Dix ans après le massacre de Bentalha : 73% des enfants ont vécu un traumatisme
Le 23 septembre 1997, l'Algérie s'est réveillée sur une horrible boucherie. Un groupe de terroristes s'est attaqué avec une violence inouïe aux habitants de Bentalha, situé entre Baraki et Sidi Moussa, à l'est de la capitale. Les témoignages des rares rescapés ont bouleversé le monde.
Dix ans plus tard, ceux qui ont survécu à cette tragédie continuent de souffrir du lourd traumatisme psychologique. Pour évaluer les séquelles post-traumatiques de ce drame, le centre de soins psychologiques de Bentalha, créé en début de 1998 par la Fondation nationale pour la promotion et le développement de la recherche (Forem), a fait le bilan d'une décennie de prise en charge.
L'évaluation de cette thérapie concerne 120 adultes et 413 adolescents et montre que 73% des enfants ont vécu un traumatisme entre 1995 et 2000. Pour 39% des cas, l'origine est liée à des actes terroristes, 28% des cas au décès du père (directement ou indirectement lié au terrorisme) et 26% des cas à l'assassinat du père. Il est important de relever que 54% de l'échantillon fréquentent toujours les collèges et 56% ont un âge moyen de 15 ans. Ces adolescents sont dans 62% des cas des orphelins de père et 9% de mère, et dans 91% des cas sont dans une extrême pauvreté et vivent grâce au programme d'aide dans le cadre du parrainage des orphelins (un millier d'orphelins ont été parrainés dans ce cadre). Les spécialistes ont montré que 51% des adolescents, soit 211, suivis au centre souffrent de post-traumatisme, dont 39% des cas sont dans une mauvaise situation, et 24% des cas ont une mauvaise estime de soi.
Pour ce qui est des 120 adultes pris en charge, les statistiques montrent que 47% présentent des traumatismes psychologiques dont la principale cause est dans 86% des cas la perte du mari. Il est également fait état de 46% des cas âgés entre 36 et 55 ans qui sont toujours atteints du stress post-traumatique et 83% de ces derniers sont des chômeurs. Des chiffres qui font très peur dans la mesure où ces enfants et adultes souffrent encore, dix ans après le massacre de Bentalha, de profonds traumatismes psychologiques, alors que parallèlement des milliers d'autres victimes n'ont pas eu la chance de consulter des psychologues. La prévalence de cette maladie due à un ou plusieurs traumatismes enregistre une moyenne inquiétante, indiquent les spécialistes, en rappelant que le ministère de la Santé l'a évaluée à plus de 20%, notamment dans les régions les plus touchées par le terrorisme comme Médéa, Aïn Defla, Relizane, Chlef et Saïda, alors que dans le monde, elle est comprise entre 1 et 9%.

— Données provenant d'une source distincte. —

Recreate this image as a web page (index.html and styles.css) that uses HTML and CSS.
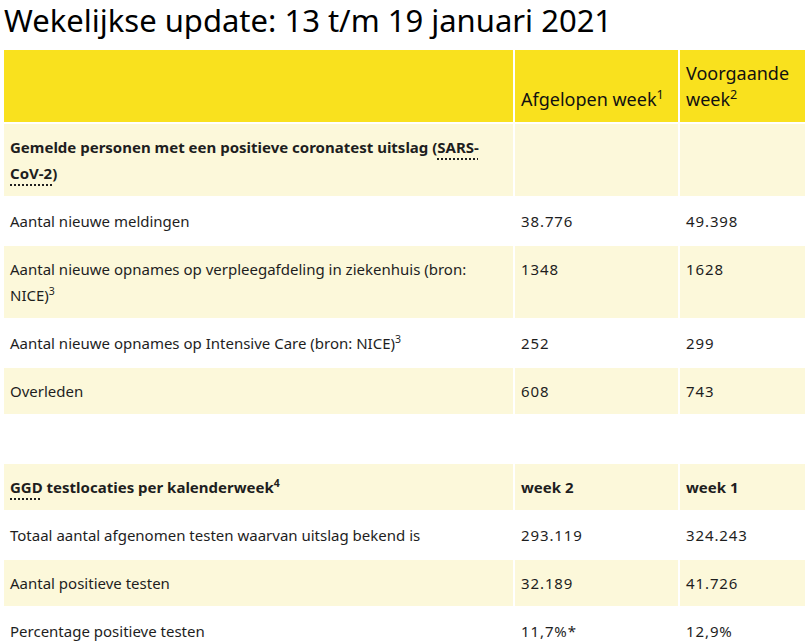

Lors de ce colloque, un témoignage poignant d'une jeune fille, Djazia, ayant été grièvement blessée par l'explosion d'une bombe dans un bus à Sidi Moussa durant les années 1990. Djazia avait, il y a quelques années, témoigné dans un documentaire de feu Azzedine Meddour intitulé Douleur muette et consacré aux enfants victimes du terrorisme. Djazia, qui a décroché son bac cette année, déclare être sortie d'une longue et douloureuse épreuve grâce à la thérapie psychologique dont elle a bénéficié. D'autres jeunes ayant survécu au massacre sont pris en charge au centre de soins de Bentalha. Le professeur Khiati, président de la Forem, relève que la souffrance due à ces traumatismes est plus ressentie chez les adultes que chez les enfants, en précisant avoir enregistré deux cas de suicide parmi les malades traités, alors que la fréquence de ce mal est plus présente chez les jeunes, à raison de 51% des cas contre 47% chez les adultes. Pourtant, les adultes sont les plus nombreux à en souffrir avec 38% des cas qui ont une mauvaise estime de soi, contre 24% pour les adolescents. Peut-être parce que les adultes sont plus conscients du mal qui les ronge ou des événements qui détruisent une partie d'eux-mêmes. Les spécialistes ont appelé à la continuité dans la prise en charge et surtout sa généralisation à travers les autres régions du pays.